Belajar Dari Totto Chan Dan Dulce Maria

Bagaimana perasaan kita saat menghadapi anak-anak yang tak pernah bisa diam, suka berantem, ribut terus dan cerewet? Pastilah sebagian besar kita merasa jengkel, sebel dan juga marah. Kepala serasa pecah dibuatnya. Demikian juga yang terjadi dengan anak-anak asuhan saya di taman baca. Ketika mereka sedang berkumpul, membaca hanyalah salah satu kegiatan yang mereka lakukan. Selebihnya adalah kreatifitas jahil khas anak-anak. Memanjat pagar, memanjat tiang, berlari-larian keluar-masuk halaman, berantem, menyembunyikan sandal teman-temannya, mencoret-coret, memukuli buku dan bangku dan tembok, juga ngobrol dengan teriakan-teriakan. 


Hal tersebut sering membuat penghuni rumah lainnya sebal karena merasa terganggu. Pernah salah satu dari mereka berkomentar, “Saya suka anak-anak, tapi yang masih bayi, yang lucu dan bisa diajak main. Kalau anak-anak yang suka main kesini, minta ampun deh”. Bahkan diantara anak-anak sendiri banyak yang suka komentar, “Kak, kalau di sekolah si Ari ngelakuin gitu tadi pasti udah dijewer sama Bu Guru. Kok, Kakak tahan aja sih?” 

Anak yang baik adalah anak yang pinter, sopan, manis dan tidak banyak tingkah. Menurut semua perkataan orang dewasa, tidak suka berbuat yang aneh-aneh dan tak suka bikin ribut. Barangkali begitu pendapat orang dewasa tentang anak-anak, dan memang demikianlah yang diidamkan oleh orang-orang dewasa terhadap anak-anaknya dan anak-anak di sekeliling mereka. Padahal kalau kita mengingat kembali masa kecil kita dulu, bisa jadi kita pun sejahil dan senakal mereka, bahkan mungkin lebih jahil dan lebih nakal. Coba kita ingat, betapa menyenangkannya bermain lumpur, mandi di kali, memanjat pohon dan sejuta kenakalan kecil kita lainnya yang kita perbuat sewaktu kecil. 
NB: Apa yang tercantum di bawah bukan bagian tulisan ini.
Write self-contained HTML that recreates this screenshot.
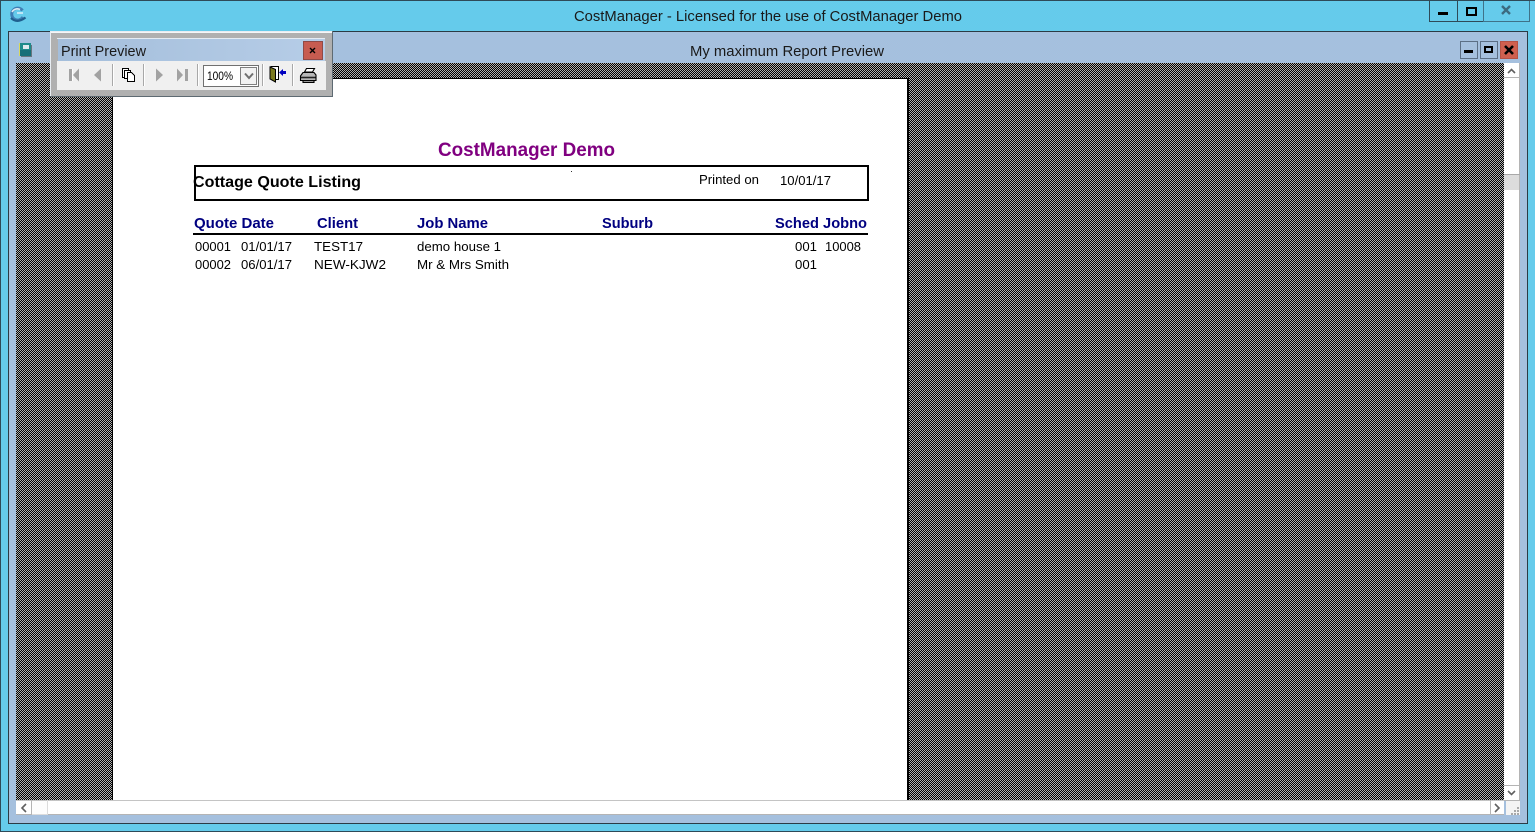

Sayangnya memori kita terbatas hingga sebagian besarnya kita telah lupa. Dan akhirnya kita menuntut anak-anak bersikap seperti orang dewasa dan memenuhi segala keinginan kita. 

****

Anak-anak, betapa pun adalah tetap anak-anak. Mereka memiliki energi lebih dan memiliki imajinasi serta kreatifitas yang kadang luar biasa dan di luar yang dipikirkan orang dewasa. Mereka memiliki cara pandang yang berbeda dengan orang dewasa. Pemahaman inilah yang membuat saya berusaha untuk menyikapi tingkah anak-anak dengan berempati terhadap cara pandang dan perasaan anak-anak. 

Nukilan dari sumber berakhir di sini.